// the find
aws/aws-node-termination-handler
Gracefully handle EC2 instance shutdown within Kubernetes
aws-node-termination-handler intercepts EC2 shutdown signals — spot interruptions, scheduled maintenance, ASG scale-in, AZ rebalance — and translates them into Kubernetes cordon/drain operations before the node actually goes away. It runs either as a DaemonSet polling IMDS directly on each node, or as a central Deployment consuming an SQS queue fed by EventBridge. If you're running self-managed EC2 nodes on Kubernetes at any scale with spot instances, this is the piece that prevents your workloads from dying uncleanly.
The two-mode design (IMDS vs SQS/EventBridge) is genuinely useful: IMDS requires no AWS infrastructure setup and works fine for small clusters, while the Queue Processor supports lifecycle hooks that give you real control over termination timing. The heartbeat feature for ASG lifecycle hooks is particularly good — it lets you extend the drain window up to 48 hours without sitting on a stalled termination, which matters for stateful workloads. The e2e test coverage is extensive: there are separate test scripts for every event type and mode combination, not just happy-path smoke tests. The Helm chart covers the common operational knobs without burying them.
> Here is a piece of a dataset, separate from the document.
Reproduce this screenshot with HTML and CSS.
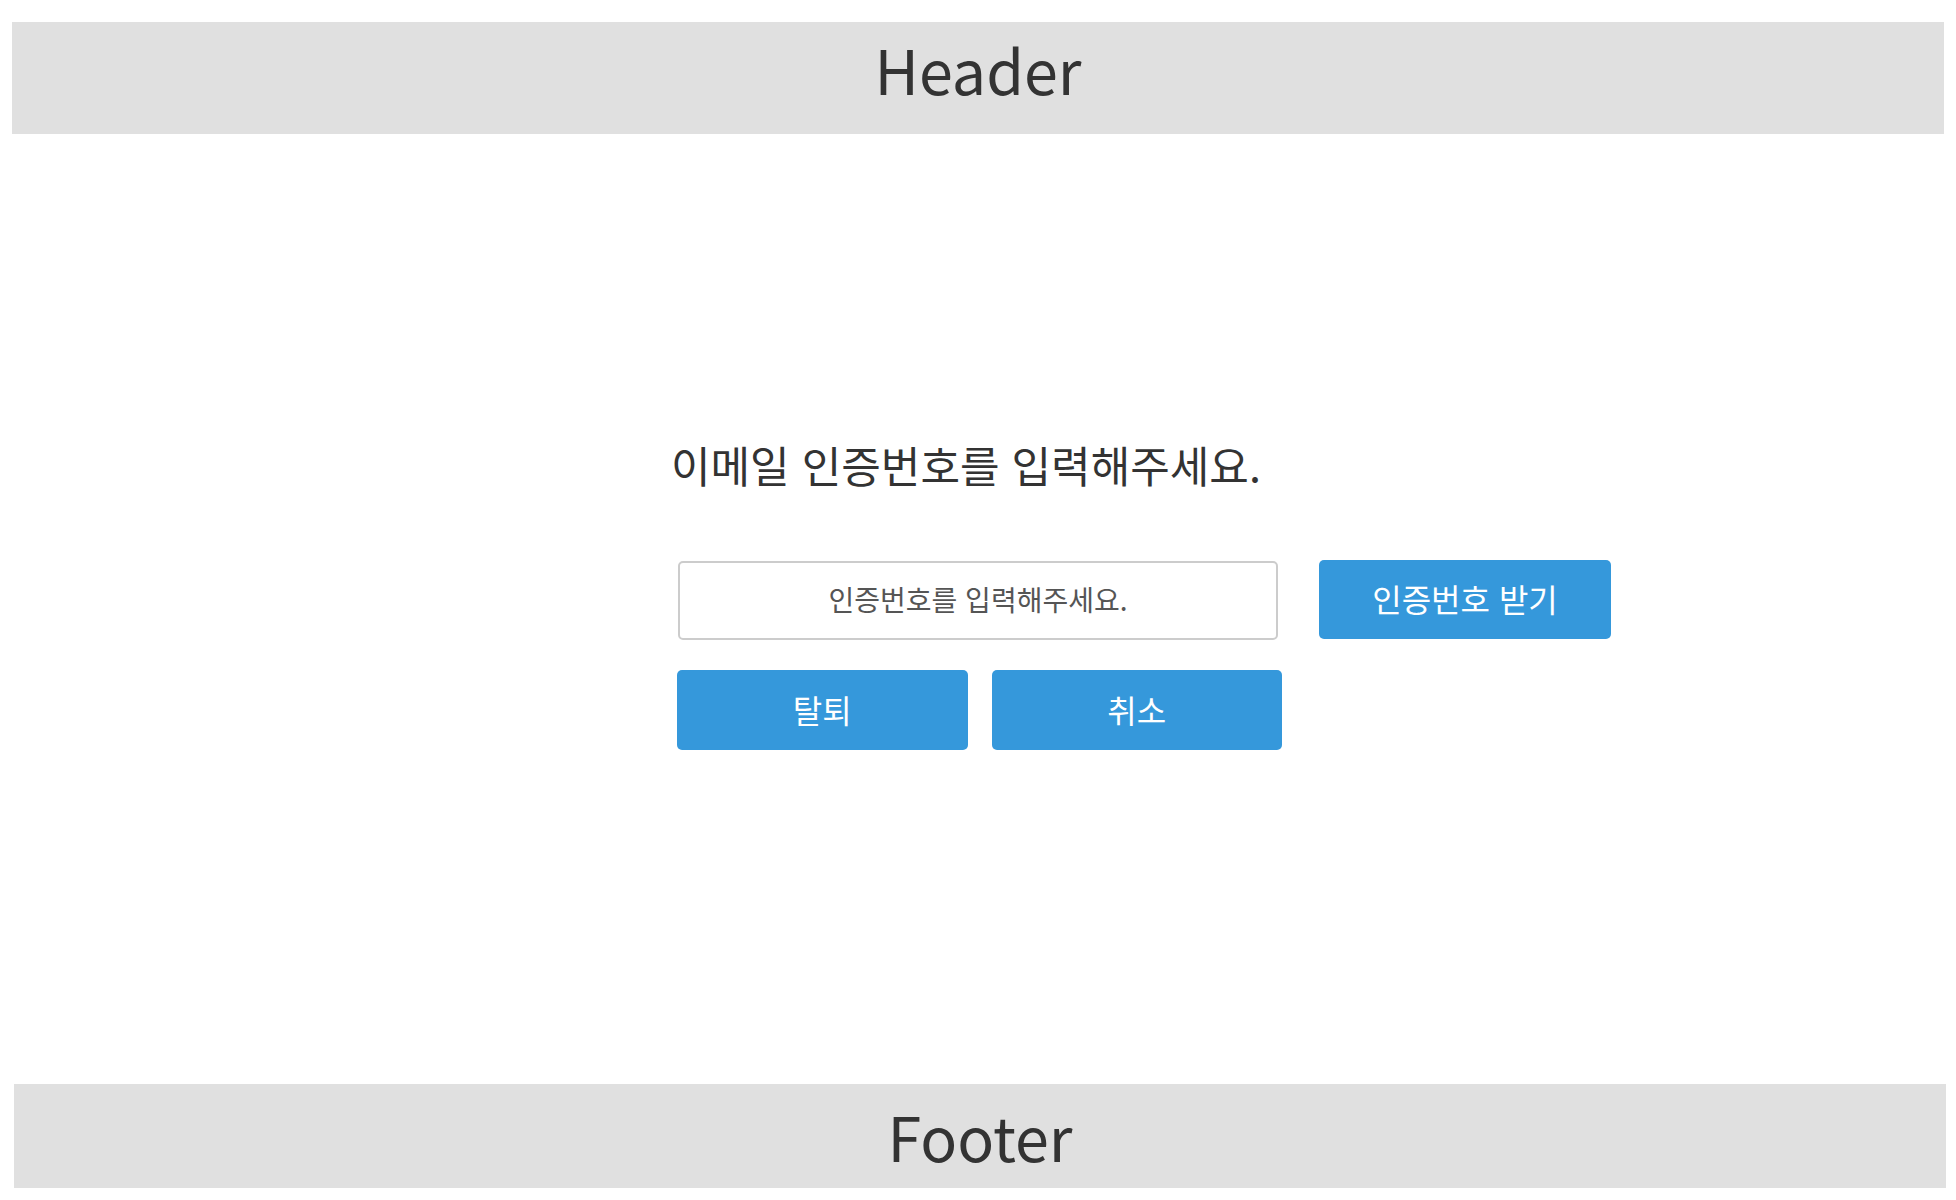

The Queue Processor setup is a five-step AWS infrastructure exercise (SQS, EventBridge rules, IAM role, ASG lifecycle hooks, instance tagging) before you can even install the thing — a CloudFormation template exists but Terraform users are on their own, and the README just shows raw CLI commands rather than linking to maintained IaC. IMDS mode and Queue Processor mode are mutually exclusive at runtime, which means if you want to handle both ASG lifecycle hooks and spot interruptions on the same cluster you have to pick one path and accept its gaps. The compatibility matrix shows NTH v1.25.x only tested against K8s 1.29–1.32, so anyone still on an older cluster version needs to match releases manually with no guidance on what actually breaks. Multiple replicas in Queue Processor mode don't actually load-balance — they all greedily consume from the same SQS queue and may process the same event redundantly, which the docs note but don't fully explain the implications of.